» Set problem:
Can you transcribe every line exactly and leave the pictures behind?
····················
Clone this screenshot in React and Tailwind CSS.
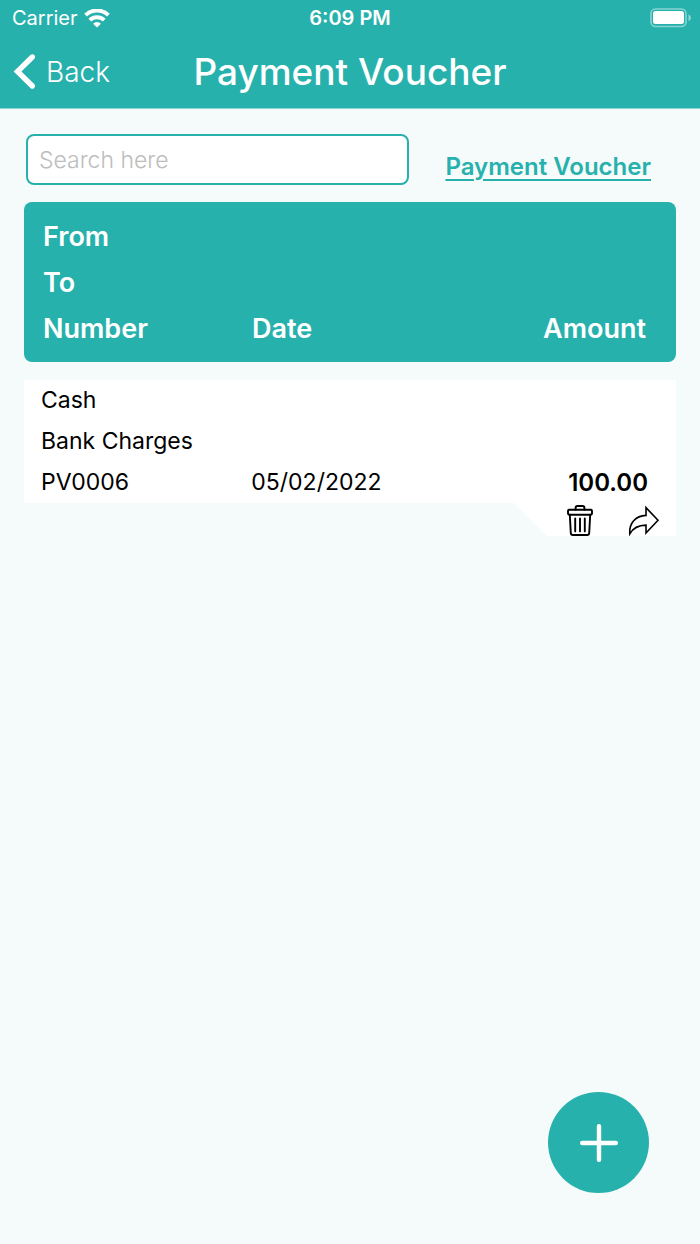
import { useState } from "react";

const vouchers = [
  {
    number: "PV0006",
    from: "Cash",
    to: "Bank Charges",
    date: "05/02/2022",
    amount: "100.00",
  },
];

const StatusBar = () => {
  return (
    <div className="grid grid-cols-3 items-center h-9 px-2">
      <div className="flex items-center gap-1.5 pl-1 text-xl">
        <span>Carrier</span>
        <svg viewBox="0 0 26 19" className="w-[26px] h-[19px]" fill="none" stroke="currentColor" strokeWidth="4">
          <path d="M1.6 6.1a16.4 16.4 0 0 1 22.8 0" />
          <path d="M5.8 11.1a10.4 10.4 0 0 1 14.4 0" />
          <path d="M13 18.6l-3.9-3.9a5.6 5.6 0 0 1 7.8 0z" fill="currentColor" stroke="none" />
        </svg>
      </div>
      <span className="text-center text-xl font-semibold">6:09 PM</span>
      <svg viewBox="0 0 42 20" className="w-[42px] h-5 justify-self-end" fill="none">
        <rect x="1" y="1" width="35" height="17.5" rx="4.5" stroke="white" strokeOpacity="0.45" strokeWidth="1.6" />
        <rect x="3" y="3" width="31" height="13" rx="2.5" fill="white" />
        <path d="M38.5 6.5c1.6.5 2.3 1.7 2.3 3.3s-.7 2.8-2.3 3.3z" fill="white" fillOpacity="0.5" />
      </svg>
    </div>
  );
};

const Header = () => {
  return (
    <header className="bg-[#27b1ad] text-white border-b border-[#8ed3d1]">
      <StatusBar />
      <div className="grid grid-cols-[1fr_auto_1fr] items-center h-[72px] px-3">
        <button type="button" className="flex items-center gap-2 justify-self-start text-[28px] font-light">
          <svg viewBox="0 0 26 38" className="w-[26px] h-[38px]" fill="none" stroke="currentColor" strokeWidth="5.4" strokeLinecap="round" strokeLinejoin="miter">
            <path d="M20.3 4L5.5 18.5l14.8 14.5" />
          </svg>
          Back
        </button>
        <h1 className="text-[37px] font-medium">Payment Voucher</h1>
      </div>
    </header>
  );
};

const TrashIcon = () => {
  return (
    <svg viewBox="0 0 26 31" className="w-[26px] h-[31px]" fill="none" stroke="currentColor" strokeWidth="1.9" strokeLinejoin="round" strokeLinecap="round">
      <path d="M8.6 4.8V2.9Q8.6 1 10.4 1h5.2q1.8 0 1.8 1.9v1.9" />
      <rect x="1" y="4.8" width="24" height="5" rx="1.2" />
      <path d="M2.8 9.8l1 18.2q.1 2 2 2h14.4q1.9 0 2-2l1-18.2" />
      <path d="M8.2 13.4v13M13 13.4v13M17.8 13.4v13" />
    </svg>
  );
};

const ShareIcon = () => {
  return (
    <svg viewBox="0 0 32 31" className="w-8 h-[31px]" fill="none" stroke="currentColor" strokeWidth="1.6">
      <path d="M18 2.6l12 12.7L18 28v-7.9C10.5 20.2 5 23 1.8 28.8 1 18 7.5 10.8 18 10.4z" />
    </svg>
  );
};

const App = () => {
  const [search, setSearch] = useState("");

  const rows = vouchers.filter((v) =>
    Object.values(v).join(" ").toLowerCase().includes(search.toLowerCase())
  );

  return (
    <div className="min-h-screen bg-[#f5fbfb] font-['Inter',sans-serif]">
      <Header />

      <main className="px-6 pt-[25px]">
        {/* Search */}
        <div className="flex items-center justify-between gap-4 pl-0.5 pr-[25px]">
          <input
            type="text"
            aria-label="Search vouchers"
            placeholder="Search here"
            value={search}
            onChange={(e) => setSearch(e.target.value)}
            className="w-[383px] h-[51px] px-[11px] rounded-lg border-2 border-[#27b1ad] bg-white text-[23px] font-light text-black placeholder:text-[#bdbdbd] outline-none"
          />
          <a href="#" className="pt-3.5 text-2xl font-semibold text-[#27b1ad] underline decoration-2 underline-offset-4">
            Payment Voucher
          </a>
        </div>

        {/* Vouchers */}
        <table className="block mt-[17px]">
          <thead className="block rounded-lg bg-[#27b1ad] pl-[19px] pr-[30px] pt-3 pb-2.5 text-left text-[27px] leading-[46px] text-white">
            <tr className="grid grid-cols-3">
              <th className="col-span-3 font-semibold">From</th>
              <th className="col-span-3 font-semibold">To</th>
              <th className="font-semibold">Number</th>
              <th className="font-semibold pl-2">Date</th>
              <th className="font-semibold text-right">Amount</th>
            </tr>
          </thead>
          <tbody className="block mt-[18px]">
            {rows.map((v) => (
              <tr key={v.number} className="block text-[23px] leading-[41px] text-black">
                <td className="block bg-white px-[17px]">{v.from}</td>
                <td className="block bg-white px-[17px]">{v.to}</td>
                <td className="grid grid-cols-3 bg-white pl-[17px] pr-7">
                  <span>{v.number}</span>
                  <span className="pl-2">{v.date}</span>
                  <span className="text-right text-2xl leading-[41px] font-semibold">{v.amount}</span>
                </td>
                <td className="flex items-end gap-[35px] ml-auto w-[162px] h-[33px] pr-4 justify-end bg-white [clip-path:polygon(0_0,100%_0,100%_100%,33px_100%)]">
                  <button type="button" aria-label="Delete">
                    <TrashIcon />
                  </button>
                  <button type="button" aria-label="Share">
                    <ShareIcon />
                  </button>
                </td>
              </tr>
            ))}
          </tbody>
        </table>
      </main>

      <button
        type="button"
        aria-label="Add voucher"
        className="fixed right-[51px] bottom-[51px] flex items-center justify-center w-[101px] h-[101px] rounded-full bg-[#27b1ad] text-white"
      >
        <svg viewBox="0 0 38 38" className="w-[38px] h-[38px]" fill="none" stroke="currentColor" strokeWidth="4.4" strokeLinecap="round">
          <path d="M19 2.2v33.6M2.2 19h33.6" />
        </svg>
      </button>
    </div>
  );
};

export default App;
····················
» Complete output:
Clone this screenshot in React and Tailwind CSS.
import { useState } from "react";

const vouchers = [
  {
    number: "PV0006",
    from: "Cash",
    to: "Bank Charges",
    date: "05/02/2022",
    amount: "100.00",
  },
];

const StatusBar = () => {
  return (
    <div className="grid grid-cols-3 items-center h-9 px-2">
      <div className="flex items-center gap-1.5 pl-1 text-xl">
        <span>Carrier</span>
        <svg viewBox="0 0 26 19" className="w-[26px] h-[19px]" fill="none" stroke="currentColor" strokeWidth="4">
          <path d="M1.6 6.1a16.4 16.4 0 0 1 22.8 0" />
          <path d="M5.8 11.1a10.4 10.4 0 0 1 14.4 0" />
          <path d="M13 18.6l-3.9-3.9a5.6 5.6 0 0 1 7.8 0z" fill="currentColor" stroke="none" />
        </svg>
      </div>
      <span className="text-center text-xl font-semibold">6:09 PM</span>
      <svg viewBox="0 0 42 20" className="w-[42px] h-5 justify-self-end" fill="none">
        <rect x="1" y="1" width="35" height="17.5" rx="4.5" stroke="white" strokeOpacity="0.45" strokeWidth="1.6" />
        <rect x="3" y="3" width="31" height="13" rx="2.5" fill="white" />
        <path d="M38.5 6.5c1.6.5 2.3 1.7 2.3 3.3s-.7 2.8-2.3 3.3z" fill="white" fillOpacity="0.5" />
      </svg>
    </div>
  );
};

const Header = () => {
  return (
    <header className="bg-[#27b1ad] text-white border-b border-[#8ed3d1]">
      <StatusBar />
      <div className="grid grid-cols-[1fr_auto_1fr] items-center h-[72px] px-3">
        <button type="button" className="flex items-center gap-2 justify-self-start text-[28px] font-light">
          <svg viewBox="0 0 26 38" className="w-[26px] h-[38px]" fill="none" stroke="currentColor" strokeWidth="5.4" strokeLinecap="round" strokeLinejoin="miter">
            <path d="M20.3 4L5.5 18.5l14.8 14.5" />
          </svg>
          Back
        </button>
        <h1 className="text-[37px] font-medium">Payment Voucher</h1>
      </div>
    </header>
  );
};

const TrashIcon = () => {
  return (
    <svg viewBox="0 0 26 31" className="w-[26px] h-[31px]" fill="none" stroke="currentColor" strokeWidth="1.9" strokeLinejoin="round" strokeLinecap="round">
      <path d="M8.6 4.8V2.9Q8.6 1 10.4 1h5.2q1.8 0 1.8 1.9v1.9" />
      <rect x="1" y="4.8" width="24" height="5" rx="1.2" />
      <path d="M2.8 9.8l1 18.2q.1 2 2 2h14.4q1.9 0 2-2l1-18.2" />
      <path d="M8.2 13.4v13M13 13.4v13M17.8 13.4v13" />
    </svg>
  );
};

const ShareIcon = () => {
  return (
    <svg viewBox="0 0 32 31" className="w-8 h-[31px]" fill="none" stroke="currentColor" strokeWidth="1.6">
      <path d="M18 2.6l12 12.7L18 28v-7.9C10.5 20.2 5 23 1.8 28.8 1 18 7.5 10.8 18 10.4z" />
    </svg>
  );
};

const App = () => {
  const [search, setSearch] = useState("");

  const rows = vouchers.filter((v) =>
    Object.values(v).join(" ").toLowerCase().includes(search.toLowerCase())
  );

  return (
    <div className="min-h-screen bg-[#f5fbfb] font-['Inter',sans-serif]">
      <Header />

      <main className="px-6 pt-[25px]">
        {/* Search */}
        <div className="flex items-center justify-between gap-4 pl-0.5 pr-[25px]">
          <input
            type="text"
            aria-label="Search vouchers"
            placeholder="Search here"
            value={search}
            onChange={(e) => setSearch(e.target.value)}
            className="w-[383px] h-[51px] px-[11px] rounded-lg border-2 border-[#27b1ad] bg-white text-[23px] font-light text-black placeholder:text-[#bdbdbd] outline-none"
          />
          <a href="#" className="pt-3.5 text-2xl font-semibold text-[#27b1ad] underline decoration-2 underline-offset-4">
            Payment Voucher
          </a>
        </div>

        {/* Vouchers */}
        <table className="block mt-[17px]">
          <thead className="block rounded-lg bg-[#27b1ad] pl-[19px] pr-[30px] pt-3 pb-2.5 text-left text-[27px] leading-[46px] text-white">
            <tr className="grid grid-cols-3">
              <th className="col-span-3 font-semibold">From</th>
              <th className="col-span-3 font-semibold">To</th>
              <th className="font-semibold">Number</th>
              <th className="font-semibold pl-2">Date</th>
              <th className="font-semibold text-right">Amount</th>
            </tr>
          </thead>
          <tbody className="block mt-[18px]">
            {rows.map((v) => (
              <tr key={v.number} className="block text-[23px] leading-[41px] text-black">
                <td className="block bg-white px-[17px]">{v.from}</td>
                <td className="block bg-white px-[17px]">{v.to}</td>
                <td className="grid grid-cols-3 bg-white pl-[17px] pr-7">
                  <span>{v.number}</span>
                  <span className="pl-2">{v.date}</span>
                  <span className="text-right text-2xl leading-[41px] font-semibold">{v.amount}</span>
                </td>
                <td className="flex items-end gap-[35px] ml-auto w-[162px] h-[33px] pr-4 justify-end bg-white [clip-path:polygon(0_0,100%_0,100%_100%,33px_100%)]">
                  <button type="button" aria-label="Delete">
                    <TrashIcon />
                  </button>
                  <button type="button" aria-label="Share">
                    <ShareIcon />
                  </button>
                </td>
              </tr>
            ))}
          </tbody>
        </table>
      </main>

      <button
        type="button"
        aria-label="Add voucher"
        className="fixed right-[51px] bottom-[51px] flex items-center justify-center w-[101px] h-[101px] rounded-full bg-[#27b1ad] text-white"
      >
        <svg viewBox="0 0 38 38" className="w-[38px] h-[38px]" fill="none" stroke="currentColor" strokeWidth="4.4" strokeLinecap="round">
          <path d="M19 2.2v33.6M2.2 19h33.6" />
        </svg>
      </button>
    </div>
  );
};

export default App;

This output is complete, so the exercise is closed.